Aboriginal Australians' welfare 'stagnating or worsening'
Imprisonment and self-harm rates have soared among Aboriginal Australians, an official report said Thursday as it slammed a lack of research into whether government programmes were effective at addressing the issues facing the community.
Aborigines—who make up about three percent of the total national population of 24 million—are among the most disadvantaged Australians.
They suffer disproportionate levels of disease, imprisonment and social problems as well as significantly lower education, employment and life expectancy.
The government-backed Productivity Commission report said that violence among Aboriginal families and hospitalisations for self-harm "have stagnated or worsened" in recent years.
"Alarmingly the national imprisonment rate has increased 77 percent over the last 15 years, and hospitalisation rates for self-harm have increased by 56 percent over the last decade," the Commission's head Peter Harris said in a statement.
Deputy chief Karen Chester told the Australian Broadcasting Corporation the report should serve as a wake-up call for Canberra to make sure "money is being spent not just in terms of bang for buck for taxpayers, but that we're not short-changing indigenous Australians".
"Of over a thousand policies and programmes, we could only identify 34 across the whole of Australia that have been robustly and transparently evaluated," she said.
"At the end of the day, we can't feign surprise that we're not seeing improvement across all these wellbeing indicators if we're not lifting the bonnet and evaluating if the policies and programmes are working or not."
The report said family and community violence rates were unchanged between 2002 and 2014-2015, affecting around one in five of the adult indigenous population.
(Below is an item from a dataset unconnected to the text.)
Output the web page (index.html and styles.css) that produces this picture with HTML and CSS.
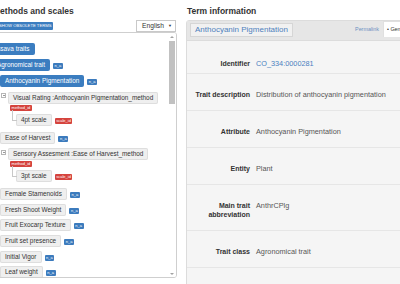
FILE: index.html
```html
<!DOCTYPE html>
<html>
<head>
<meta charset="utf-8">
<title>Methods and scales</title>
<link rel="stylesheet" href="styles.css">
</head>
<body>
<div class="page">
  <section class="left">
    <h2 class="heading">Methods and scales</h2>
    <div class="toolbar">
      <button class="btn-obsolete">SHOW OBSOLETE TERMS</button>
      <div class="select"><span>English</span><span class="caret">&#9660;</span></div>
    </div>
    <div class="treebox">
      <div class="tree">
        <ul>
          <li><span class="node primary">Cassava traits</span>
            <ul class="sub">
              <li><span class="node primary">Agronomical trait</span><span class="badge blue">n_a</span>
                <ul class="sub traits">
                  <li><span class="node primary">Anthocyanin Pigmentation</span><span class="badge blue">n_a</span>
                    <ul class="methods">
                      <li class="method"><span class="toggle"></span>
                        <div class="mbody">
                          <span class="node">Visual Rating :Anthocyanin Pigmentation_method</span>
                          <span class="badge red under">method_id</span>
                          <ul class="scales">
                            <li><span class="node">4pt scale</span><span class="badge red">scale_id</span></li>
                          </ul>
                        </div>
                      </li>
                    </ul>
                  </li>
                  <li><span class="node">Ease of Harvest</span><span class="badge blue">n_a</span>
                    <ul class="methods">
                      <li class="method"><span class="toggle"></span>
                        <div class="mbody">
                          <span class="node">Sensory Assesment :Ease of Harvest_method</span>
                          <span class="badge red under">method_id</span>
                          <ul class="scales">
                            <li><span class="node">3pt scale</span><span class="badge red">scale_id</span></li>
                          </ul>
                        </div>
                      </li>
                    </ul>
                  </li>
                  <li><span class="node">Female Stamenoids</span><span class="badge blue">n_a</span></li>
                  <li><span class="node">Fresh Shoot Weight</span><span class="badge blue">n_a</span></li>
                  <li><span class="node">Fruit Exocarp Texture</span><span class="badge blue">n_a</span></li>
                  <li><span class="node">Fruit set presence</span><span class="badge blue">n_a</span></li>
                  <li><span class="node">Initial Vigor</span><span class="badge blue">n_a</span></li>
                  <li><span class="node">Leaf weight</span><span class="badge blue">n_a</span></li>
                </ul>
              </li>
            </ul>
          </li>
        </ul>
      </div>
      <div class="scrollbar">
        <span class="arrow up"></span>
        <span class="thumb"></span>
        <span class="track"></span>
        <span class="arrow down"></span>
      </div>
    </div>
  </section>

  <section class="right">
    <h2 class="heading">Term information</h2>
    <div class="panel">
      <div class="panel-head">
        <span class="title-box">Anthocyanin Pigmentation</span>
        <span class="permalink">Permalink</span>
        <span class="tab">&bull; General</span>
      </div>
      <div class="panel-body">
        <div class="row first"><span class="label">Identifier</span><span class="value link">CO_334:0000281</span></div>
        <div class="row"><span class="label">Trait description</span><span class="value">Distribution of anthocyanin pigmentation</span></div>
        <div class="row"><span class="label">Attribute</span><span class="value">Anthocyanin Pigmentation</span></div>
        <div class="row"><span class="label">Entity</span><span class="value">Plant</span></div>
        <div class="row"><span class="label">Main trait abbreviation</span><span class="value">AnthrCPlg</span></div>
        <div class="row"><span class="label">Trait class</span><span class="value">Agronomical trait</span></div>
      </div>
    </div>
  </section>
</div>
</body>
</html>
```

FILE: styles.css
```css
* { box-sizing: border-box; }
html, body {
  margin: 0;
  padding: 0;
  height: 284px;
  overflow: hidden;
  background: #fff;
}
body {
  font-family: "Liberation Sans", Arial, sans-serif;
  color: #333;
}
.page {
  display: flex;
  align-items: flex-start;
  width: 700px;
}

/* headings */
.heading {
  margin: 0;
  padding-top: 5.5px;
  font-size: 8.5px;
  line-height: 10px;
  font-weight: bold;
  color: #333;
}

/* left column */
.left {
  flex: 0 0 197px;
  margin-left: -20px;
}
.left .heading { padding-left: 13px; }
.toolbar {
  display: flex;
  justify-content: space-between;
  align-items: center;
  height: 12px;
  margin-top: 4px;
  padding-left: 14px;
  padding-right: 1px;
}
.btn-obsolete {
  height: 8px;
  margin: 0;
  padding: 0 1px 0 5px;
  border: 0;
  border-radius: 1px;
  background: #3b7dc0;
  color: #fff;
  font-family: "Liberation Sans", Arial, sans-serif;
  font-size: 4.2px;
  line-height: 8px;
  white-space: nowrap;
}
.select {
  display: flex;
  align-items: center;
  justify-content: space-between;
  width: 40px;
  height: 12px;
  padding: 0 3px 0 5px;
  border: 1px solid #c9c9c9;
  background: #fff;
  font-size: 6.7px;
  color: #333;
}
.caret { font-size: 4px; }

.treebox {
  display: flex;
  height: 246px;
  margin-top: 0.5px;
  border: 1px solid #cfcfcf;
  border-radius: 3px;
  overflow: hidden;
}
.tree {
  flex: 1;
  padding: 10px 0 0 3px;
  overflow: hidden;
}
.tree ul {
  list-style: none;
  margin: 0;
  padding: 0;
}
.tree li {
  display: flex;
  flex-wrap: wrap;
  align-items: center;
  column-gap: 3px;
}
.tree li > ul { flex: 0 0 100%; }
.tree .sub {
  display: flex;
  flex-direction: column;
  row-gap: 3.6px;
  margin-top: 4px;
  padding-left: 8px;
}
.tree .methods {
  margin: 4.5px 0 2.5px;
  padding-left: 1px;
}
.tree li.method {
  display: grid;
  grid-template-columns: 5px auto;
  column-gap: 2px;
  align-items: start;
}
.mbody {
  display: flex;
  flex-direction: column;
  align-items: flex-start;
}
.tree .scales {
  width: 100%;
  margin-top: 3px;
  padding-left: 8px;
}
.scales li { position: relative; }
.scales li::before {
  content: "";
  position: absolute;
  left: -4px;
  top: -4px;
  width: 4px;
  height: 10px;
  border-left: 1px solid #c8c8c8;
  border-bottom: 1px solid #c8c8c8;
}

.node {
  display: inline-block;
  height: 12px;
  padding: 0 5px;
  border-radius: 2px;
  background: #efefef;
  box-shadow: inset 0 0 0 1px #dedede;
  color: #333;
  font-size: 6.4px;
  line-height: 12px;
  white-space: nowrap;
}
.node.primary {
  background: #3b7dc0;
  box-shadow: none;
  color: #fff;
}
.badge {
  display: inline-block;
  height: 6px;
  margin-top: 2px;
  padding: 0 1.6px;
  border-radius: 1px;
  color: #fff;
  font-size: 4px;
  line-height: 6px;
  white-space: nowrap;
}
.badge.blue { background: #3c7bbd; }
.badge.red { background: #d5433d; }
.badge.under { margin: 1px 0 0 2px; }

.toggle {
  position: relative;
  width: 5px;
  height: 5px;
  margin-top: 1.5px;
  border: 1px solid #b5b5b5;
  background: #fff;
}
.toggle::after {
  content: "";
  position: absolute;
  left: 0.5px;
  right: 0.5px;
  top: 1px;
  height: 1px;
  background: #999;
}

.scrollbar {
  display: flex;
  flex-direction: column;
  align-items: center;
  width: 8px;
  padding: 1px 0 2px;
  background: #fff;
}
.arrow {
  width: 0;
  height: 0;
  border-left: 2px solid transparent;
  border-right: 2px solid transparent;
}
.arrow.up { border-bottom: 2px solid #a3a3a3; margin: 2px 0 3px; }
.arrow.down { border-top: 2px solid #a3a3a3; margin-top: 2px; }
.thumb {
  width: 6px;
  height: 63px;
  background: #c1c1c1;
}
.track { flex: 1; }

/* right column */
.right {
  flex: 0 0 260px;
  margin-left: 9px;
}
.right .heading { padding-left: 1px; }
.panel {
  height: 300px;
  margin-top: 4.5px;
  border: 1px solid #dcdcdc;
  border-radius: 3px;
  background: #f5f5f5;
}
.panel-head {
  display: flex;
  align-items: flex-start;
  height: 20px;
  padding-left: 3px;
  padding-right: 4px;
  border-bottom: 1px solid #dcdcdc;
  background: #e6e6e6;
}
.title-box {
  height: 14px;
  margin-top: 2px;
  padding: 0 4px;
  border: 1px solid #d6d6d6;
  background: #f1f1f1;
  color: #4f81bd;
  font-size: 8px;
  line-height: 12px;
  white-space: nowrap;
}
.permalink {
  margin-left: auto;
  margin-right: 4px;
  margin-top: 5px;
  color: #6d90c2;
  font-size: 5.4px;
  line-height: 6px;
}
.tab {
  width: 58px;
  height: 16px;
  padding-left: 3px;
  background: #fff;
  border: 1px solid #e0e0e0;
  border-bottom: 0;
  color: #333;
  font-size: 5.4px;
  line-height: 15px;
  white-space: nowrap;
}
.row {
  display: grid;
  grid-template-columns: 58px 1fr;
  column-gap: 6px;
  padding: 16px 0 11px 5px;
  border-bottom: 1px solid #e6e6e6;
  line-height: 9px;
}
.row.first { padding-top: 18px; padding-bottom: 5px; }
.label {
  text-align: right;
  font-weight: bold;
  font-size: 7px;
  color: #333;
}
.value {
  font-size: 7.3px;
  color: #555;
}
.value.link { color: #4a7fc0; }
```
While juvenile detention rates slipped, they still stood at 24 times that for non-indigenous youth.
The report acknowledged some positives, including an improvement in mortality rates and an increase in the number of children finishing school.
Prime Minister Malcolm Turnbull admitted this year that Australia was failing to close an "unacceptably wide" gap in life expectancy between Aboriginal and non-indigenous people, with the annual "Closing the Gap" report highlighting drug and alcohol abuse as a key problem.